The figure above shows the domain for oceanforecast available at api.met.no.
The wave forecast system at MET Norway uses the spectral model WAM. This model describes the evolution in time and space of wind-generated surface gravity waves. Such waves have periods from one second to five minutes. The significant wave height can vary from less than a meter to approximately 22 meters, depending on the wind conditions. The model describes the propagation of waves generated remotely, called “swell”, as well as waves that are closely related to the local winds, called “wind-sea”. The wave field on the ocean surface is a combination of swell and wind-sea.
MET Norway’s coastal wave models have a grid resolution of 800 meters and are forced with winds that come from the MetCoOp Ensemble Prediction System (MEPS) which itself has a horizontal resolution of 2.5 km. Their boundaries come from the regional wave model. Forecasts are updated twice pr day.
The regional wave model (WAM4) that covers the Norwegian Sea, the North Sea and the Barents Sea, has a 4 km resolution and it is forced by winds from MEPS with 2.5 km resolution, together with winds from ECMWF, and with ice concentrations from OSISAF satellite observation. Its boundaries come from the ECMWF. WAM4 forecasts are updated 4 times pr day.
The pan-Arctic wave forecast model (WAM3) has 3 km resolution and is forced with winds delivered by ECMWF and with sea ice and surface currents (that do not contain tides) from MET Norway’s TOPAZ system. The winds from ECMWF come with a horizontal resolution of approximately 10 km (0.1 x 0.1 degrees) while the ocean currents and sea ice fields come at a resolution of 12.5 km. The boundaries of the pan-Arctic wave model come from ECMWF. WAM3 is used for forecasting from 66 to 240 hours and is updated once pr day.
Historical ocean forecasts are available for download from our thredds server.

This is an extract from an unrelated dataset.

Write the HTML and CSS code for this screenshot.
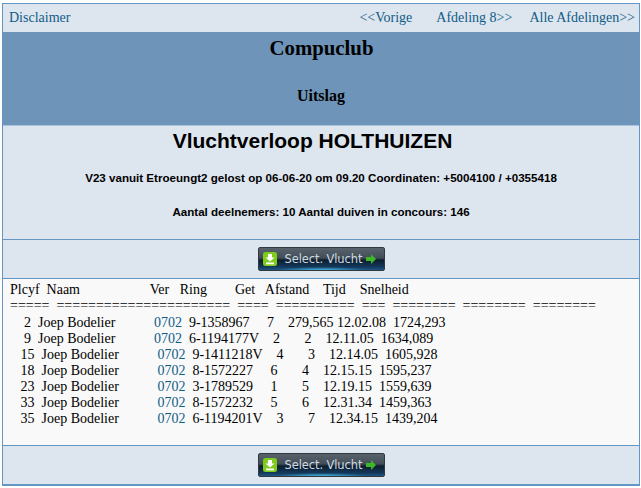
FILE: index.html
```html
<!DOCTYPE html>
<html lang="nl">
<head>
<meta charset="utf-8">
<title>Vluchtverloop HOLTHUIZEN</title>
<link rel="stylesheet" href="styles.css">
</head>
<body>
<main class="panel">
  <nav class="nav">
    <a href="#">Disclaimer</a>
    <div class="nav-right">
      <a href="#">&lt;&lt;Vorige</a>
      <a href="#">Afdeling 8&gt;&gt;</a>
      <a class="nav-all" href="#">Alle Afdelingen&gt;&gt;</a>
    </div>
  </nav>
  <header class="banner">
    <h1>Compuclub</h1>
    <h2>Uitslag</h2>
  </header>
  <section class="info">
    <h3>Vluchtverloop HOLTHUIZEN</h3>
    <p class="line-first">V23 vanuit Etroeungt2 gelost op 06-06-20 om 09.20 Coordinaten: +5004100 / +0355418</p>
    <p class="line-second">Aantal deelnemers: 10 Aantal duiven in concours: 146</p>
  </section>
  <div class="actions">
    <button class="select" type="button">
      <svg class="ico" width="14" height="14" viewBox="0 0 14 14"><rect width="14" height="14" rx="2.5" fill="#7ecb1c"/><path d="M5 2h4v3.5h2.5L7 9.5 2.500 5.500H5z" fill="#fff"/><rect x="3" y="10.500" width="8" height="1.800" fill="#fff"/></svg>
      <span>Select. Vlucht</span>
      <svg class="arr" width="10" height="10" viewBox="0 0 10 10"><path d="M0 3h5V0l5 5-5 5V7H0z" fill="#3fb52a"/></svg>
    </button>
  </div>
  <div class="results">
    <pre class="head">Plcyf  Naam                    Ver   Ring        Get   Afstand    Tijd    Snelheid
=====  ======================  ====  ==========  ===  ========  ========  ========</pre>
    <pre class="rows">    2  Joep Bodelier           <a href="#">0702</a>  9-1358967     7    279,565 12.02.08  1724,293
    9  Joep Bodelier           <a href="#">0702</a>  6-1194177V    2       2    12.11.05  1634,089
   15  Joep Bodelier           <a href="#">0702</a>  9-1411218V    4       3    12.14.05  1605,928
   18  Joep Bodelier           <a href="#">0702</a>  8-1572227     6       4    12.15.15  1595,237
   23  Joep Bodelier           <a href="#">0702</a>  3-1789529     1       5    12.19.15  1559,639
   33  Joep Bodelier           <a href="#">0702</a>  8-1572232     5       6    12.31.34  1459,363
   35  Joep Bodelier           <a href="#">0702</a>  6-1194201V    3       7    12.34.15  1439,204</pre>
  </div>
  <div class="actions actions-last">
    <button class="select" type="button">
      <svg class="ico" width="14" height="14" viewBox="0 0 14 14"><rect width="14" height="14" rx="2.5" fill="#7ecb1c"/><path d="M5 2h4v3.5h2.5L7 9.5 2.500 5.500H5z" fill="#fff"/><rect x="3" y="10.500" width="8" height="1.800" fill="#fff"/></svg>
      <span>Select. Vlucht</span>
      <svg class="arr" width="10" height="10" viewBox="0 0 10 10"><path d="M0 3h5V0l5 5-5 5V7H0z" fill="#3fb52a"/></svg>
    </button>
  </div>
</main>
</body>
</html>
```
FILE: styles.css
```css
html, body { margin: 0; padding: 0; background: #fff; }
body { padding: 3px 1px 0 2px; font-family: "Liberation Serif", serif; font-size: 14px; color: #000; }
a { color: #0f5c87; text-decoration: none; }
.panel { border: 1px solid #6496c4; border-bottom-width: 2px; background: #dde5ef; height: 483px; box-sizing: border-box; display: flex; flex-direction: column; }
.nav { height: 28px; flex: none; display: flex; justify-content: space-between; align-items: center; padding: 0 4px 0 6px; }
.nav-right { display: flex; gap: 24px; }
.nav-all { margin-left: -7px; }
.banner { background: #6e94b9; height: 93px; flex: none; box-sizing: border-box; text-align: center; padding-top: 4px; }
.banner h1 { margin: 0; padding-left: 1px; font-size: 20.800px; line-height: 23px; font-weight: bold; }
.banner h2 { margin: 28px 0 0; font-size: 16px; line-height: 18px; font-weight: bold; }
.info { height: 115px; flex: none; box-sizing: border-box; text-align: center; border-top: 1px solid #a9c4df; border-bottom: 1px solid #6496c4; font-family: "Liberation Sans", sans-serif; padding-top: 3px; }
.info h3 { margin: 0; padding-right: 17px; font-size: 21px; line-height: 23px; font-weight: bold; }
.info p { margin: 0; font-size: 11.600px; line-height: 14px; font-weight: bold; }
.line-first { padding-top: 19px; }
.line-second { padding-top: 20px; }
.actions { height: 39px; flex: none; box-sizing: border-box; display: flex; align-items: center; justify-content: center; border-bottom: 1px solid #6496c4; }
.actions-last { border-bottom: 0; border-top: 1px solid #6496c4; }
.select { width: 127px; height: 24px; padding: 0 0 0 4px; display: flex; align-items: center; border: 1px solid #33383d; border-radius: 2px; background: radial-gradient(ellipse 45px 3px at 50% 100%, #43b4dc 0, rgba(67, 180, 220, 0) 100%), linear-gradient(#57626c 0, #434e58 45%, #0d1e2d 55%, #14375a 85%, #1d5684 100%); color: #cddae3; font-family: "DejaVu Sans", sans-serif; font-size: 11.500px; white-space: nowrap; }
.ico { flex: none; }
.select span { margin-left: 8px; letter-spacing: -0.100px; }
.arr { flex: none; margin-left: 4px; }
.results { flex: 1; background: #f9f9f9; padding-top: 3px; }
.results pre { margin: 0; font-family: "Liberation Serif", serif; font-size: 14px; line-height: 16px; }
.head { padding: 0 0 1px 7px; }
.rows { padding-left: 7px; }
```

|sea_surface_wave_height||m||Significant wave height defined as the average of the highest one-third (33%) of waves (measured from trough to crest)|
|sea_surface_wave_from_direction||degrees||Wave direction follows meteorological convention. It is given as the direction the waves are coming from (0° is north, 90° east, etc.)|
|sea_water_speed||m/s||Speed of sea water (current)|
|sea_water_to_direction||degrees||Sea water (current) direction follows oceanographic convention. It is given as the direction the sea water is moving towards (0° is north, 90° east, etc.)|
|sea_water_temperature||celsius||Surface temperature of sea water|
The variable names are based on the international CF Standard Name vocabulary, which is mandatory for all governmental scientific institutions under the EU INSPIRE directive.